A toast is someone or something in honor of which people usually have a drink,
or the drink or honor itself, or the act of indicating that honor. For example,
a person could be the toast of the town, for whom someone proposes a toast,
after which everyone toasts the honoree.
The act of toasting consists of three parts: The verbal toast,
the agreement, and the symbolic drink. In the verbal part, one person states a
reason for the toast. This can be as simple as "Cheers!" or "Here's to good
friends," or as complex as an anecdote followed by a statement of good will (for
example, "Wishing both of you a marriage that lasts forever").
Everyone else present signifies agreement by lifting their drinks into the air,
often accompanied by shouted or murmured sounds of agreement, either repeating
the toast word ("Cheers!") or confirming the sentiment with terms such as "Hear!
Hear!", and often followed by touching one's drinkware (the glass, the mug, and
so on) against those of everyone else within reach. The symbolic drink is simply
a matter of imbibing some of the drink to confirm the agreement; this can be a
quick sip or a long draught, with no particular emphasis indicated either way.

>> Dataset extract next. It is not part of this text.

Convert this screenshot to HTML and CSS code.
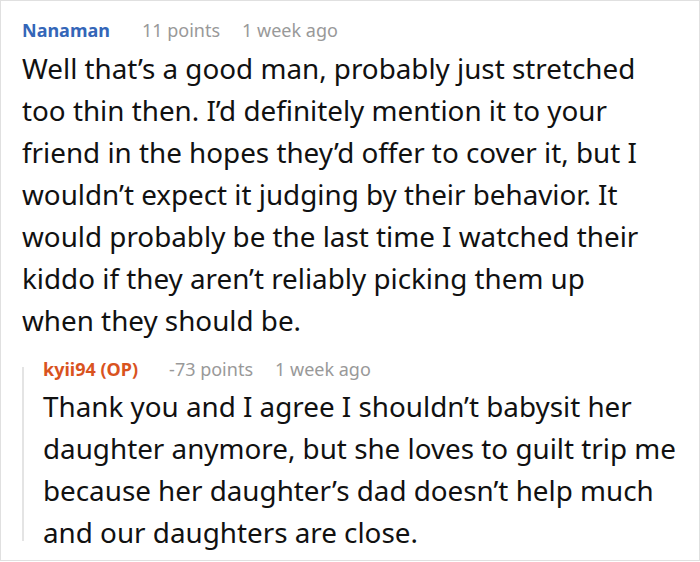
FILE: index.html
```html
<!DOCTYPE html>
<html>
<head>
<meta charset="utf-8">
<link rel="stylesheet" href="styles.css">
</head>
<body>
<div class="frame">
  <div class="comment">
    <div class="meta">
      <span class="user">Nanaman</span>
      <span class="points">11 points</span>
      <span class="time">1 week ago</span>
    </div>
    <p class="text">Well that’s a good man, probably just stretched too thin then. I’d definitely mention it to your friend in the hopes they’d offer to cover it, but I wouldn’t expect it judging by their behavior. It would probably be the last time I watched their kiddo if they aren’t reliably picking them up when they should be.</p>
    <div class="reply">
      <div class="meta">
        <span class="user op">kyii94 (OP)</span>
        <span class="points">-73 points</span>
        <span class="time">1 week ago</span>
      </div>
      <p class="text">Thank you and I agree I shouldn’t babysit her daughter anymore, but she loves to guilt trip me because her daughter’s dad doesn’t help much and our daughters are close.</p>
    </div>
  </div>
</div>
</body>
</html>
```
FILE: styles.css
```css
html, body {
  margin: 0;
  padding: 0;
  background: #fff;
}
.frame {
  box-sizing: border-box;
  width: 700px;
  height: 561px;
  border: 1px solid #e0e0e0;
  overflow: hidden;
  font-family: "Noto Sans", "Open Sans", sans-serif;
  color: #111;
}
.comment {
  padding: 17px 8px 0 21px;
}
.meta {
  display: flex;
  align-items: baseline;
  font-size: 18px;
  line-height: 24px;
  color: #999;
}
.user {
  font-weight: 700;
  color: #3466b8;
  margin-right: 32px;
}
.user.op {
  color: #d9531e;
  margin-right: 31px;
}
.points {
  margin-right: 22px;
}
.text {
  width: 636px;
  margin: 5px 0 0 0;
  font-size: 27.8px;
  line-height: 42px;
}
.reply {
  position: relative;
  margin-top: 16px;
  padding-left: 21px;
}
.reply::before {
  content: "";
  position: absolute;
  left: 0;
  top: 10px;
  bottom: 12px;
  width: 2px;
  background: #e4e4e4;
}
.reply .text {
  margin-top: 4px;
}
```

Many situations in which toasts take place involve alcoholic beverages, usually
champagne for particularly special occasions, but there is no requirement that
the beverages contain alcohol. Often, drinks are mixed among participants, such
as when some people drink sparkling cider instead of champagne.

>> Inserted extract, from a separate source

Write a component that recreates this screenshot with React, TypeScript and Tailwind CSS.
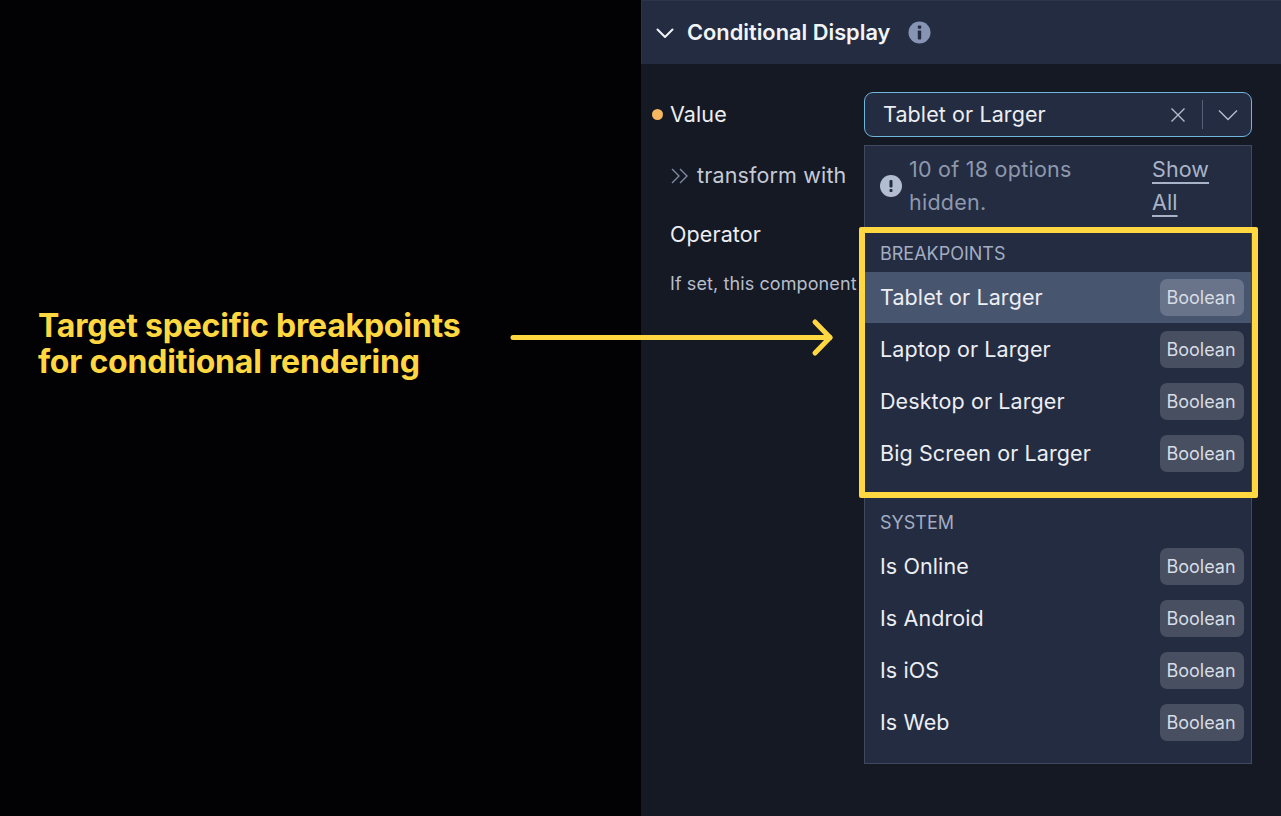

A toast is really just a few words, basically a cheer, that is offered as you
raise a glass for a drink with your buddies. For a wedding, it's a bit more
formal, but basically the same thing - it would be something like:
marriages begin when we marry the one we love,
and they blossom when we love the one we married.
Wedding Toast to the Bride and Groom
But as the Best Man,
Maid of Honor, Father of the Bride, or even the Bride or Groom, a simple toast
or cheer is not going to be enough!
When someone asks you to "say a few words at the wedding", they're no longer
expecting a toast, but more likely 3 to 5 minutes of you congratulating the
Bride and Groom, speaking about the newlyweds, offering advice for married life,
or even poking a little fun of the Groom. And that is a Wedding Speech!